Ceux qui redoutent les méthodes de l’homme d’affaires Donald Trump ont à nouveau de sérieuses raisons de s’inquiéter. En refusant d’évoquer, à Anchorage, la mise en œuvre de sanctions secondaires très punitives contre les acheteurs de pétrole russe pour obtenir un cessez-le-feu en Ukraine, le président des États-Unis a laissé Vladimir Poutine sortir clairement vainqueur de ce sommet organisé pourtant sur le territoire américain.
Vainqueur, oui, car l’on vient à nouveau de s’en rendre compte: le président russe n’acceptera jamais un cessez-le-feu s’il n’y est pas forcé. Vainqueur oui, car chaque nouveau gain de temps est, pour Poutine et son armée, l’occasion d’avancer encore plus ses pions meurtriers en Ukraine. Vainqueur oui, car les Européens et les Ukrainiens se retrouvent maintenant le dos au mur. C’est à eux, selon Donald Trump interrogé par Fox News, d’organiser un possible sommet à trois avec Poutine et Zelensky. Et à eux d’apporter quand cela sera nécessaire les garanties de sécurité indispensables si les hostilités devaient s’interrompre.
La principale raison de ce ratage est que Donald Trump ne s’est pas comporté, sur la base militaire d’Elmendorf en Alaska, comme le chef d’une alliance occidentale dont l’intérêt objectif est, après trois ans de guerre, de faire reculer le maître du Kremlin. Le sommet de vendredi a au contraire confirmé son appétit pour rouvrir les portes économiques de la Russie et les limites de sa stratégie transactionnelle et personnelle. Le déjeuner et la réunion avec les deux délégations prévues en Alaska ont été annulés. La diplomatie américaine, après avoir pris le risque de réhabiliter le paria Poutine en lui déroulant un tapis rouge et un slogan «Poursuivre la paix», se retrouve en difficulté.
Interférences européennes
Croire encore, dans ces conditions, que Donald Trump peut imposer seul une solution pacifique et respectueuse de la souveraineté de l’Ukraine est une erreur grave. La paix telle qu’il la conçoit, entre hommes forts, grandes puissances et intérêts bilatéraux, a déraillé en Alaska.
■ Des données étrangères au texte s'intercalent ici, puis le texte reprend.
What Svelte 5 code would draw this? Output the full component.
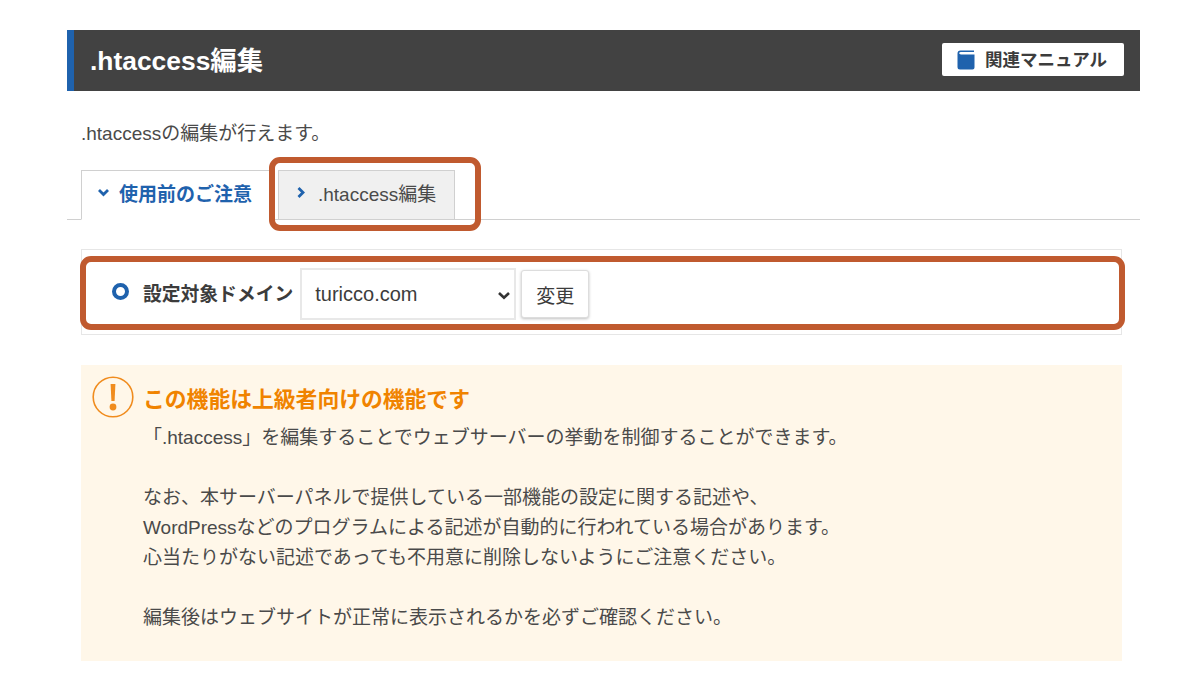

L’urgence, pour les alliés de l’Ukraine, est donc de partir du principe qu’ils doivent accélérer leur offensive diplomatique et tout faire pour renforcer la position de Volodymyr Zelensky. Le président ukrainien, qui devrait se rendre à Washington lundi, ne doit pas être le bouc émissaire d’un «grand jeu» américano-russe sur le dos des Européens que Poutine a déjà mis en garde contre toute interférence négative. Et ce, avant que Trump accepte de se rendre à Moscou.